Solo el pasado fin de semana, la policía desmanteló 437 fiestas ilegales en Madrid.
Un gran número de asiáticos, cuyo respeto a la autoridad tiene raíces confucianas, obedece las recomendaciones de las autoridades porque entienden que redundan en un bien común y que este trasciende a sus deseos de irse de vacaciones o salir de fiesta con los amigos. A los gobiernos de Japón, Corea del Sur o Taiwán no les ha hecho falta imponer confinamientos domiciliarios o medidas drásticas. Sus ciudadanos han sido tratados como adultos. Y ellos han respondido comportándose como si lo fueran. La suma de responsabilidades tiene su resultado: todos ganan.
La idea de que los latinos vamos a adquirir súbitamente la disciplina u obediencia orientales es ilusoria. Tampoco deberíamos. El concepto de sacrificar el interés individual por el colectivo, sumado a un respeto reverencial a la autoridad, ha sido utilizado a menudo por dictadores o gobiernos autoritarios para controlar a sus poblaciones y abusar de los derechos humanos. Y aunque la apuesta por la ciencia es la correcta, la manera en la que China ha desplegado una vigilancia digital orwelliana sobre sus ciudadanos resultaría inaceptable en sociedades abiertas.
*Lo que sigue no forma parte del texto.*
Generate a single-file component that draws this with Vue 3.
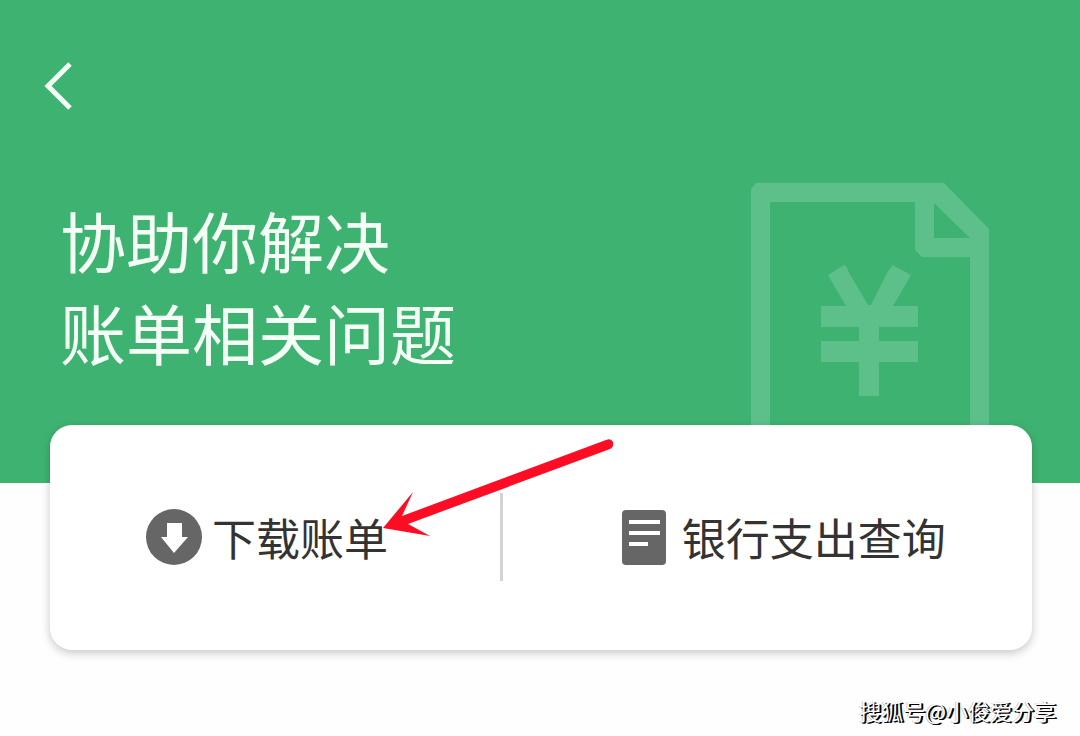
<script setup>
const titleLines = ['协助你解决', '账单相关问题']
</script>

<template>
  <main class="page">
    <header class="hero">
      <button class="back" type="button" aria-label="返回">
        <svg width="32" height="48" viewBox="0 0 32 48" aria-hidden="true">
          <path d="M28 2 6 24 28 46" fill="none" stroke="#f4fff6" stroke-width="5" />
        </svg>
      </button>
      <h1 class="title">
        <span v-for="line in titleLines" :key="line" class="line">{{ line }}</span>
      </h1>
      <svg class="bill" width="240" height="300" viewBox="0 0 240 300" aria-hidden="true">
        <path
          fill="#5dc08a"
          fill-rule="evenodd"
          d="M6 0H194L239 46V300H220V74H172L165 67V19H20V300H1V6ZM184 20V55H220Z"
        />
        <path
          fill="#5dc08a"
          d="M78 92 94 82Q97 83 98 88L118 122H121L138 88Q141 86 142 82L161 92 143 123H168V144H129V158H168V179H129V213H109V179H71V158H109V144H71V123H96Z"
        />
      </svg>
    </header>

    <nav class="card" aria-label="账单服务">
      <button class="action download" type="button">
        <svg class="icon" width="56" height="56" viewBox="0 0 56 56" aria-hidden="true">
          <circle cx="28" cy="28" r="28" fill="#666" />
          <path d="M21 14H36V28H42L28 44 15 28H21Z" fill="#fff" />
        </svg>
        <span>下载账单</span>
      </button>
      <button class="action query" type="button">
        <svg class="icon" width="45" height="56" viewBox="0 0 45 56" aria-hidden="true">
          <rect x="1" y="1" width="44" height="55" rx="4" fill="#666" />
          <path d="M8 13H39M8 24H39M8 35H27" stroke="#fff" stroke-width="4" />
        </svg>
        <span>银行支出查询</span>
      </button>
      <svg class="arrow" width="236" height="110" viewBox="0 0 236 110" aria-hidden="true">
        <path
          fill="#fc0d23"
          d="M3 103 33 67 22 91 226 15Q231 13 233 17 234 22 230 24L28 99 50 111Z"
        />
      </svg>
    </nav>

    <footer class="credit">搜狐号@小俊爱分享</footer>
  </main>
</template>

<style>
body {
  background: #fefefe;
}
</style>

<style scoped>
.page {
  font-family: "Liberation Sans", "Noto Sans CJK SC", sans-serif;
}

.hero {
  position: relative;
  overflow: hidden;
  box-sizing: border-box;
  padding: 62px 60px 106px;
  background: #3eb371;
}

button {
  border: 0;
  padding: 0;
  background: none;
  font: inherit;
  color: inherit;
  cursor: pointer;
}

.back {
  display: block;
  margin-left: -18px;
}

.back svg {
  display: block;
}

.title {
  margin: 83px 0 0;
  font-size: 66px;
  font-weight: 400;
  line-height: 92px;
  font-family: "Noto Sans CJK SC", sans-serif;
  color: #f4fff6;
}

.line {
  display: block;
}

.bill {
  position: absolute;
  top: 183px;
  right: 90px;
}

.card {
  position: relative;
  display: flex;
  align-items: center;
  margin: -58px 48px 0 50px;
  padding: 68px 0 69px;
  border-radius: 22px;
  background: #fff;
  box-shadow: 0 3px 10px rgba(0, 0, 0, 0.22);
}

.action {
  display: flex;
  align-items: center;
  box-sizing: border-box;
  height: 88px;
  font-family: "Noto Sans CJK SC", sans-serif;
  font-size: 44px;
  line-height: 64px;
  color: #333;
  white-space: nowrap;
}

.icon {
  flex: none;
}

.download {
  flex: 0 0 45.8%;
  gap: 10px;
  padding-left: 96px;
}

.query {
  flex: 1;
  gap: 16px;
  padding-left: 118px;
  border-left: 3px solid #d3d3d3;
}

.arrow {
  position: absolute;
  top: 0;
  left: 330px;
  overflow: visible;
  pointer-events: none;
}

.credit {
  margin: 44px 24px 0;
  font-family: "Noto Sans CJK SC", sans-serif;
  font-size: 22px;
  line-height: 32px;
  text-align: right;
  color: #fff;
  text-shadow: 1px 1px 0 #000, 2px 1px 0 #000, -1px 0 0 #ccc;
}
</style>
Pero no hay ninguna razón para que no adaptemos a nuestra propia cultura o legislación algunas de las lecciones de la respuesta asiática, incluida su determinación de aparcar los instintos más egoístas para dar una respuesta efectiva, coordinada y solidaria a la pandemia.EL TIMES: Una selección semanal de historias en español que no encontrarás en ningún otro sitio, con eñes y acentos.Sign Up
De la misma forma que uno puede emborracharse en su casa y no cuando va a conducir, los gobiernos tienen la obligación de regular actividades que pongan en riesgo de contagio a la población. Son principios que contrastan con la insistencia de políticos, artistas y ciudadanos de naciones occidentales de reclamar una libertad individual absoluta, incapaces de entender que ese derecho debe limitarse temporalmente para proteger la salud de los demás.
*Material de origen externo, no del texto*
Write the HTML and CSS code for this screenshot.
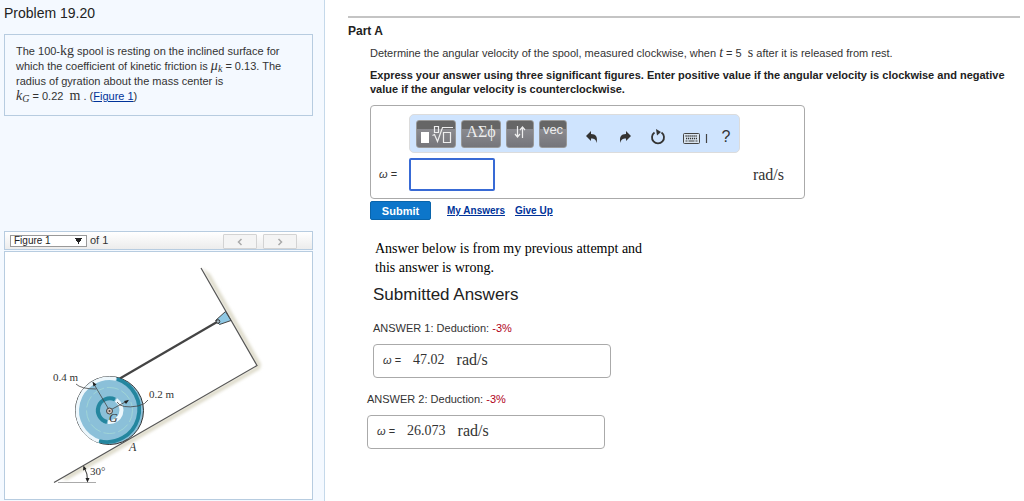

Los sanitarios españoles asisten impotentes a una tercera ola que tiene su origen en las llamadas a “salvar la Navidad” del pasado diciembre, cuando el derecho a la celebración se impuso a la prudencia y el consejo de los expertos. A los ciudadanos se nos ha presentado el falso dilema de escoger entre la salud y la economía, cuando lo sucedido en Asia demuestra que solo cuando resuelves el problema sanitario consigues resucitar la economía. Un combate intenso y a tiempo del virus, aunque conlleve privaciones engorrosas, seguido de un plan efectivo de contención de nuevos contagios, evitaría la prolongada agonía en la que nos encontramos atrapados.
“Necesitamos trabajar en equipo”, pedían con razón los médicos del hospital Vega Baja, uno de los centros de España que vuelven a estar desbordados por enfermos de la COVID-19. Una vez más, todo el peso de sacarnos de una nueva emergencia sanitaria recae en un personal agotado tras un año de batalla.
Mientras nos hacemos la pregunta necesaria de si somos merecedores de su entrega, deberíamos mirar a Oriente y asumir que solo “saldremos más fuertes” de la crisis, como dice el lema que más gusta al gobierno español, si el sacrificio es compartido por todos.